> To do
Leave out the images; return the rest of the data exactly.

> Data provided
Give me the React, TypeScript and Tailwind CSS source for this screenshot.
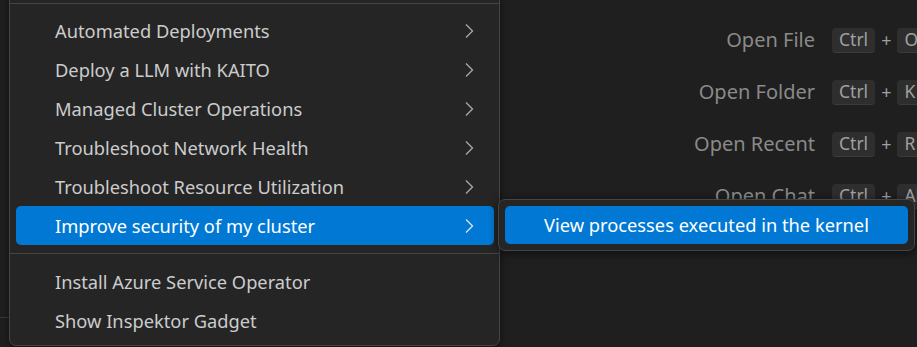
import { ReactNode } from 'react';

const menuItems = [
  { label: 'Automated Deployments', sub: true },
  { label: 'Deploy a LLM with KAITO', sub: true },
  { label: 'Managed Cluster Operations', sub: true },
  { label: 'Troubleshoot Network Health', sub: true },
  { label: 'Troubleshoot Resource Utilization', sub: true },
  { label: 'Improve security of my cluster', sub: true, active: true },
];

const moreItems = ['Install Azure Service Operator', 'Show Inspektor Gadget'];

const shortcuts = [
  { label: 'Open File', keys: ['Ctrl', 'O'] },
  { label: 'Open Folder', keys: ['Ctrl', 'K'] },
  { label: 'Open Recent', keys: ['Ctrl', 'R'] },
  { label: 'Open Chat', keys: ['Ctrl', 'Alt'] },
];

function Chevron({ active }: { active?: boolean }) {
  return (
    <svg width="10" height="16" viewBox="0 0 10 16" fill="none">
      <polyline
        points="2,1.5 8.5,8 2,14.5"
        stroke={active ? '#cfe3f7' : '#a6a6a6'}
        strokeWidth="1.4"
      />
    </svg>
  );
}

function Key({ children }: { children: ReactNode }) {
  return (
    <span className="inline-flex h-[25px] shrink-0 items-center rounded-[4px] border-b border-[#3b3b3b] bg-[#2e2e2e] px-[7px] text-[17.5px] text-[#a0a0a0]">
      {children}
    </span>
  );
}

function Row({ label, active, sub }: { label: string; active?: boolean; sub?: boolean }) {
  return (
    <div
      className={`mx-[6px] mr-[5px] flex h-[39px] items-center justify-between rounded-[5px] pl-[39px] pr-[20px] ${
        active ? 'bg-[#0078d4] text-white' : 'text-[#cccccc]'
      }`}
    >
      <span>{label}</span>
      {sub && <Chevron active={active} />}
    </div>
  );
}

export default function App() {
  return (
    <div className="relative flex h-[347px] w-[917px] overflow-hidden bg-[#1f1f1f] font-['Segoe_UI','Noto_Sans',sans-serif] text-[18.3px]">
      {/* left edge of the workbench */}
      <div className="flex w-[9px] shrink-0 flex-col">
        <div className="h-[317px]" />
        <div className="border-t border-[#3a3a3a]" />
      </div>

      {/* editor watermark */}
      <div className="min-w-0 flex-1 whitespace-nowrap pl-[606px] pt-[14px]">
        {shortcuts.map((s) => (
          <div key={s.label} className="flex h-[52px] items-center">
            <span className="w-[200px] shrink-0 text-right text-[20px] text-[#8a8a8a]">{s.label}</span>
            <span className="ml-[17px] flex shrink-0 items-center">
              <Key>{s.keys[0]}</Key>
              <span className="mx-[6px] text-[18px] text-[#a0a0a0]">+</span>
              <Key>{s.keys[1]}</Key>
            </span>
          </div>
        ))}
      </div>

      {/* context menu */}
      <div className="absolute left-[9px] top-[-4px] w-[491px] rounded-b-[7px] border border-[#454545] bg-[#252526] pb-[5px] shadow-[0_2px_8px_rgba(0,0,0,0.5)]">
        <div className="mb-[7px] mt-[6px] h-px bg-[#454545]" />
        {menuItems.map((m) => (
          <Row key={m.label} label={m.label} sub={m.sub} active={m.active} />
        ))}
        <div className="my-[8px] h-px bg-[#454545]" />
        {moreItems.map((m) => (
          <Row key={m} label={m} />
        ))}
      </div>

      {/* submenu */}
      <div className="absolute left-[498px] top-[199px] w-[417px] rounded-[7px] border border-[#454545] bg-[#252526] p-[6px] shadow-[0_2px_10px_rgba(0,0,0,0.6)]">
        <div className="flex h-[38px] items-center rounded-[5px] bg-[#0078d4] pl-[39px] text-white">
          View processes executed in the kernel
        </div>
      </div>
    </div>
  );
}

> Reply to the task
Give me the React, TypeScript and Tailwind CSS source for this screenshot.
import { ReactNode } from 'react';

const menuItems = [
  { label: 'Automated Deployments', sub: true },
  { label: 'Deploy a LLM with KAITO', sub: true },
  { label: 'Managed Cluster Operations', sub: true },
  { label: 'Troubleshoot Network Health', sub: true },
  { label: 'Troubleshoot Resource Utilization', sub: true },
  { label: 'Improve security of my cluster', sub: true, active: true },
];

const moreItems = ['Install Azure Service Operator', 'Show Inspektor Gadget'];

const shortcuts = [
  { label: 'Open File', keys: ['Ctrl', 'O'] },
  { label: 'Open Folder', keys: ['Ctrl', 'K'] },
  { label: 'Open Recent', keys: ['Ctrl', 'R'] },
  { label: 'Open Chat', keys: ['Ctrl', 'Alt'] },
];

function Chevron({ active }: { active?: boolean }) {
  return (
    <svg width="10" height="16" viewBox="0 0 10 16" fill="none">
      <polyline
        points="2,1.5 8.5,8 2,14.5"
        stroke={active ? '#cfe3f7' : '#a6a6a6'}
        strokeWidth="1.4"
      />
    </svg>
  );
}

function Key({ children }: { children: ReactNode }) {
  return (
    <span className="inline-flex h-[25px] shrink-0 items-center rounded-[4px] border-b border-[#3b3b3b] bg-[#2e2e2e] px-[7px] text-[17.5px] text-[#a0a0a0]">
      {children}
    </span>
  );
}

function Row({ label, active, sub }: { label: string; active?: boolean; sub?: boolean }) {
  return (
    <div
      className={`mx-[6px] mr-[5px] flex h-[39px] items-center justify-between rounded-[5px] pl-[39px] pr-[20px] ${
        active ? 'bg-[#0078d4] text-white' : 'text-[#cccccc]'
      }`}
    >
      <span>{label}</span>
      {sub && <Chevron active={active} />}
    </div>
  );
}

export default function App() {
  return (
    <div className="relative flex h-[347px] w-[917px] overflow-hidden bg-[#1f1f1f] font-['Segoe_UI','Noto_Sans',sans-serif] text-[18.3px]">
      {/* left edge of the workbench */}
      <div className="flex w-[9px] shrink-0 flex-col">
        <div className="h-[317px]" />
        <div className="border-t border-[#3a3a3a]" />
      </div>

      {/* editor watermark */}
      <div className="min-w-0 flex-1 whitespace-nowrap pl-[606px] pt-[14px]">
        {shortcuts.map((s) => (
          <div key={s.label} className="flex h-[52px] items-center">
            <span className="w-[200px] shrink-0 text-right text-[20px] text-[#8a8a8a]">{s.label}</span>
            <span className="ml-[17px] flex shrink-0 items-center">
              <Key>{s.keys[0]}</Key>
              <span className="mx-[6px] text-[18px] text-[#a0a0a0]">+</span>
              <Key>{s.keys[1]}</Key>
            </span>
          </div>
        ))}
      </div>

      {/* context menu */}
      <div className="absolute left-[9px] top-[-4px] w-[491px] rounded-b-[7px] border border-[#454545] bg-[#252526] pb-[5px] shadow-[0_2px_8px_rgba(0,0,0,0.5)]">
        <div className="mb-[7px] mt-[6px] h-px bg-[#454545]" />
        {menuItems.map((m) => (
          <Row key={m.label} label={m.label} sub={m.sub} active={m.active} />
        ))}
        <div className="my-[8px] h-px bg-[#454545]" />
        {moreItems.map((m) => (
          <Row key={m} label={m} />
        ))}
      </div>

      {/* submenu */}
      <div className="absolute left-[498px] top-[199px] w-[417px] rounded-[7px] border border-[#454545] bg-[#252526] p-[6px] shadow-[0_2px_10px_rgba(0,0,0,0.6)]">
        <div className="flex h-[38px] items-center rounded-[5px] bg-[#0078d4] pl-[39px] text-white">
          View processes executed in the kernel
        </div>
      </div>
    </div>
  );
}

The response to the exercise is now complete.